The importance of Thai Rubber
Rubber is a very important industrial crop for Thailand, both for the local consumption as well as the global market. The major export markets for Thai rubbers are Germany, China and Japan, with the export value of US$ 134.9 billion in 2008.
Since Thailand has a large number of rubber plantations, a large quantity of rubber can also be produced. Most rubber plantations are in the southern part of Thailand and are likely to expand further. However, Thailand is still facing both internal and external obstacles that affect the wide range of Thai rubber industry.
Obstacles for the Thai rubber industry
Internal factors: The crises in Thai government cause a sharply rising rubber prices and the volatility of latex production. Like for any commodity crops, rubber farmer tends to plant rubber when the rubber price is high and plant palms or other vegetables instead when the rubber price is dropped down which cause the instability of raw material input to the plants. When the investors were not convinced, it will affect the economic in the whole area.

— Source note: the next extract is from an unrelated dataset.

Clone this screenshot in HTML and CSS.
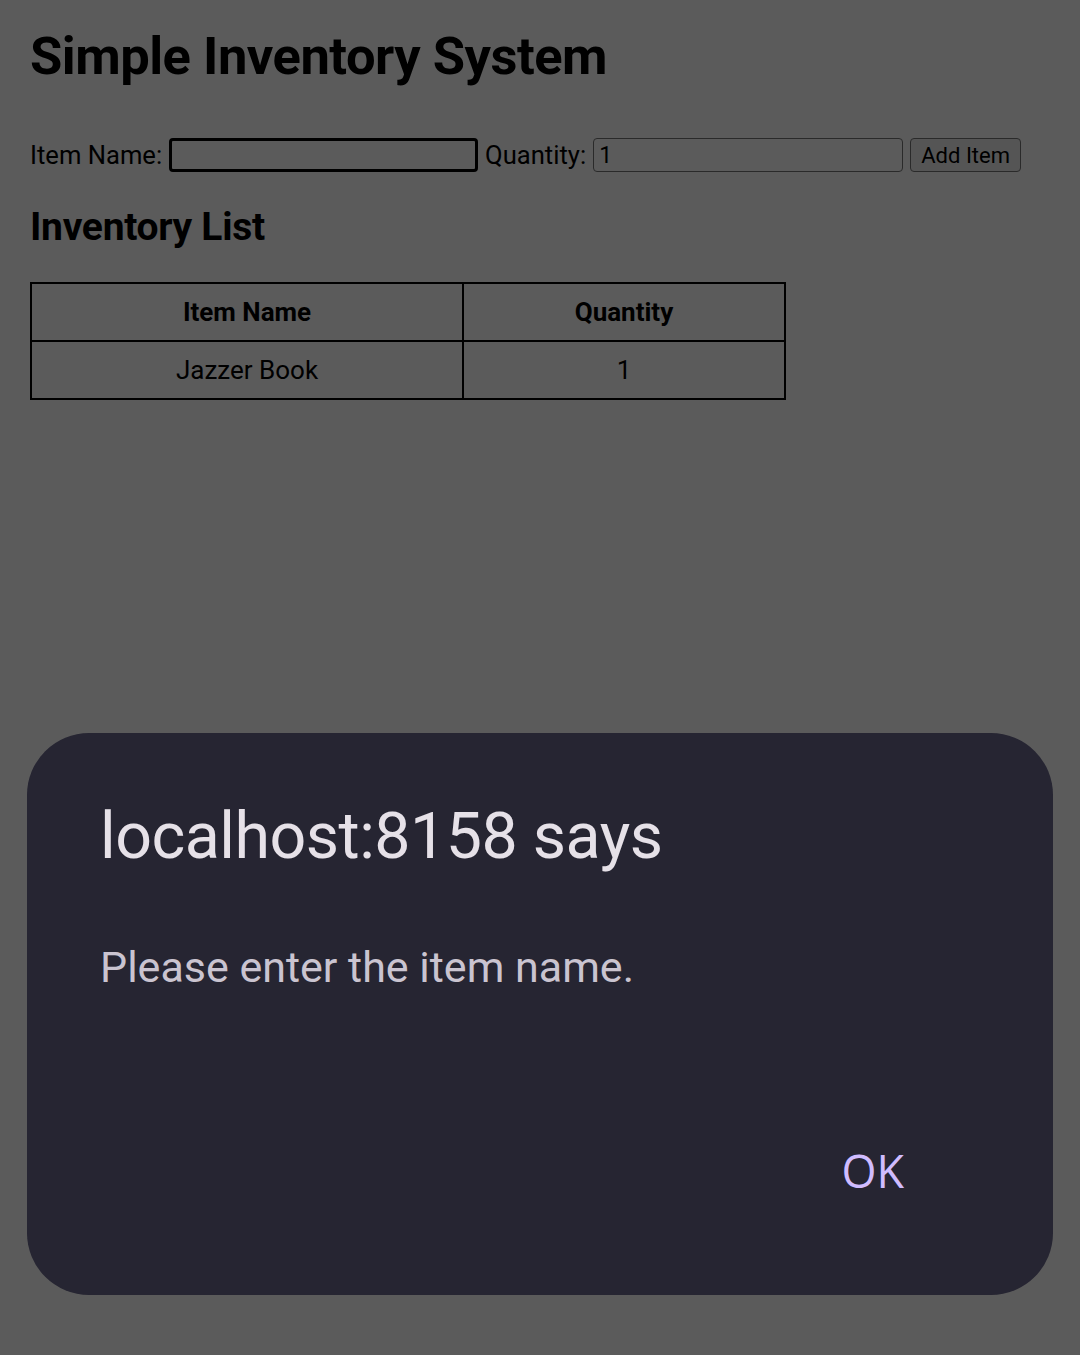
FILE: index.html
```html
<!DOCTYPE html>
<html lang="en">
<head>
<meta charset="utf-8">
<title>Simple Inventory System</title>
<link rel="stylesheet" href="styles.css">
</head>
<body>
<main class="page">
  <h1 class="title">Simple Inventory System</h1>
  <form class="add-form">
    <label class="field-label" for="itemName">Item Name:</label>
    <input class="text-input name-input" id="itemName" type="text">
    <label class="field-label" for="qty">Quantity:</label>
    <input class="text-input qty-input" id="qty" type="number" value="1">
    <button class="add-btn" type="button">Add Item</button>
  </form>
  <h2 class="subtitle">Inventory List</h2>
  <table class="inv-table">
    <thead>
      <tr><th class="col-name">Item Name</th><th class="col-qty">Quantity</th></tr>
    </thead>
    <tbody>
      <tr><td>Jazzer Book</td><td>1</td></tr>
    </tbody>
  </table>
</main>
<div class="scrim"></div>
<div class="dialog" role="alertdialog">
  <div class="dialog-title">localhost:8158 says</div>
  <div class="dialog-body">Please enter the item name.</div>
  <div class="dialog-actions"><span class="ok-btn">OK</span></div>
</div>
</body>
</html>
```
FILE: styles.css
```css
html, body {
  margin: 0;
  padding: 0;
  background: #ffffff;
  height: 100%;
}
body {
  font-family: Roboto, "Liberation Sans", sans-serif;
  color: #000;
}
.page {
  padding: 0 30px;
}
.title {
  margin: 24px 0 0;
  font-size: 52.5px;
  line-height: 64px;
  font-weight: 700;
  letter-spacing: -0.5px;
}
.add-form {
  display: flex;
  align-items: center;
  margin-top: 50px;
  height: 34px;
}
.field-label {
  font-size: 25.6px;
  line-height: 34px;
  margin-right: 7px;
}
.text-input {
  box-sizing: border-box;
  height: 34px;
  margin: 0 7px 0 0;
  font-family: Roboto, "Liberation Sans", sans-serif;
  font-size: 23px;
  padding: 0 5px;
  background: #fff;
  border-radius: 4px;
  color: #000;
}
.name-input {
  width: 309px;
  border: 3px solid #000;
  outline: none;
}
.qty-input {
  width: 310px;
  border: 1.5px solid #767676;
}
.add-btn {
  box-sizing: border-box;
  height: 34px;
  width: 111px;
  font-family: Roboto, "Liberation Sans", sans-serif;
  font-size: 22px;
  background: #efefef;
  border: 1.5px solid #767676;
  border-radius: 4px;
  color: #000;
  padding: 0;
}
.subtitle {
  margin: 31px 0 0;
  font-size: 39px;
  line-height: 48px;
  font-weight: 700;
  letter-spacing: -0.3px;
}
.inv-table {
  margin-top: 31px;
  border-collapse: collapse;
  width: 756px;
}
.inv-table th, .inv-table td {
  border: 2px solid #000;
  height: 56px;
  padding: 0;
  text-align: center;
  font-size: 26px;
}
.inv-table th { font-weight: 700; }
.col-name { width: 430px; }
.scrim {
  position: fixed;
  inset: 0;
  background: rgba(0, 0, 0, 0.645);
}
.dialog {
  position: fixed;
  left: 27px;
  top: 733px;
  width: 1026px;
  height: 562px;
  box-sizing: border-box;
  padding: 65px 149px 0 73px;
  background: #262532;
  border-radius: 62px;
  display: flex;
  flex-direction: column;
}
.dialog-title {
  font-family: Roboto, sans-serif;
  font-size: 64.5px;
  line-height: 76px;
  color: #e6e1e8;
  letter-spacing: -0.5px;
}
.dialog-body {
  margin-top: 65px;
  font-family: Roboto, sans-serif;
  font-size: 43px;
  line-height: 56px;
  color: #cac4d0;
}
.dialog-actions {
  margin-top: 146px;
  display: flex;
  justify-content: flex-end;
}
.ok-btn {
  font-family: "Open Sans", sans-serif;
  font-size: 45px;
  line-height: 60px;
  color: #d0bcff;
}
```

Marketing of Thai entrepreneurs to build credibility and investor confidence leading to use the natural rubber as a raw material feedstock is not effective. While some products such as rubber tires, landing gear wheel require creditable brand and reliability.

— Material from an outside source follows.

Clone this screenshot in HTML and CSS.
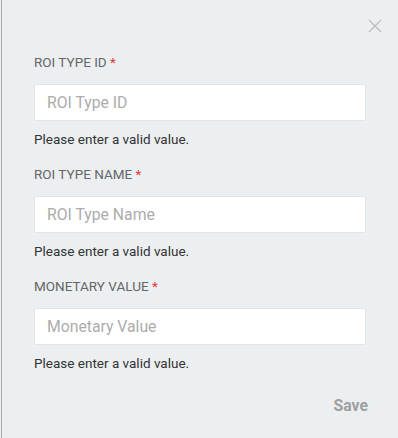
FILE: index.html
```html
<!DOCTYPE html>
<html>
<head>
<meta charset="utf-8">
<link rel="stylesheet" href="styles.css">
</head>
<body>
<div class="dialog">
  <div class="topbar">
    <button class="close" aria-label="Close">
      <svg width="14" height="14" viewBox="0 0 14 14"><path d="M1 1L13 13M13 1L1 13" stroke="#bdbdbd" stroke-width="1.3" fill="none"/></svg>
    </button>
  </div>
  <form class="form">
    <div class="field">
      <label class="label">ROI TYPE ID <span class="req">*</span></label>
      <input class="input" placeholder="ROI Type ID">
      <div class="error">Please enter a valid value.</div>
    </div>
    <div class="field">
      <label class="label">ROI TYPE NAME <span class="req">*</span></label>
      <input class="input" placeholder="ROI Type Name">
      <div class="error">Please enter a valid value.</div>
    </div>
    <div class="field">
      <label class="label">MONETARY VALUE <span class="req">*</span></label>
      <input class="input" placeholder="Monetary Value">
      <div class="error">Please enter a valid value.</div>
    </div>
    <div class="actions">
      <button type="button" class="save">Save</button>
    </div>
  </form>
</div>
</body>
</html>
```
FILE: styles.css
```css
html, body {
  margin: 0;
  padding: 0;
  background: #eceff1;
}
body {
  font-family: Roboto, "Noto Sans", Arial, sans-serif;
  width: 398px;
  height: 438px;
  overflow: hidden;
}
.dialog {
  margin-left: 1px;
  border-left: 1px solid #a8abad;
  height: 438px;
  box-sizing: border-box;
  background: #eceff1;
}
.topbar {
  display: flex;
  justify-content: flex-end;
  padding: 19px 16px 0 0;
  height: 35px;
  box-sizing: border-box;
}
.close {
  border: 0;
  background: none;
  padding: 0;
  width: 14px;
  height: 14px;
  cursor: pointer;
  display: block;
}
.close svg { display: block; }
.form {
  padding: 19px 32px 0 32px;
}
.field {
  display: flex;
  flex-direction: column;
  margin-bottom: 19px;
}
.label {
  font-size: 13.5px;
  line-height: 16px;
  color: #666;
  margin-bottom: 14px;
}
.req {
  color: #e53935;
}
.input {
  height: 37px;
  box-sizing: border-box;
  border: 1px solid #e3e5e7;
  border-radius: 2px;
  background: #fff;
  padding: 0 12px;
  font-family: inherit;
  font-size: 15.75px;
  color: #333;
  outline: none;
}
.input::placeholder {
  color: #acacac;
}
.error {
  font-size: 13.5px;
  line-height: 16px;
  color: #333;
  margin-top: 10px;
}
.actions {
  display: flex;
  justify-content: flex-end;
  padding-top: 7px;
}
.save {
  border: 0;
  background: none;
  padding: 0;
  margin-right: -2px;
  font-family: inherit;
  font-size: 15.75px;
  line-height: 18px;
  font-weight: 700;
  color: #9e9e9e;
  cursor: pointer;
}
```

Zoning law enforcement has not been properly as buildings are still appear in the area provided for the cultivation and deforestation is also occur in those area.
Policy Management and the government projects have no flexibility and change according to each.
External factors: The demand for rubber in China is increasing because of the expansion of the automotive industry. China has chosen to expand the rubber planted area in their country or imported from neighboring countries with lower transportation costs and wages such as Laos and Vietnam instead of importing from Thailand.
Another major problem is the union of the ASEAN Economic Community (AEC) in 2015 that allow the investment liberalization among member which might change the rubber investment from Thailand to the lower costs countries. Beside, the low-cost products competing might be another problem to be concerned.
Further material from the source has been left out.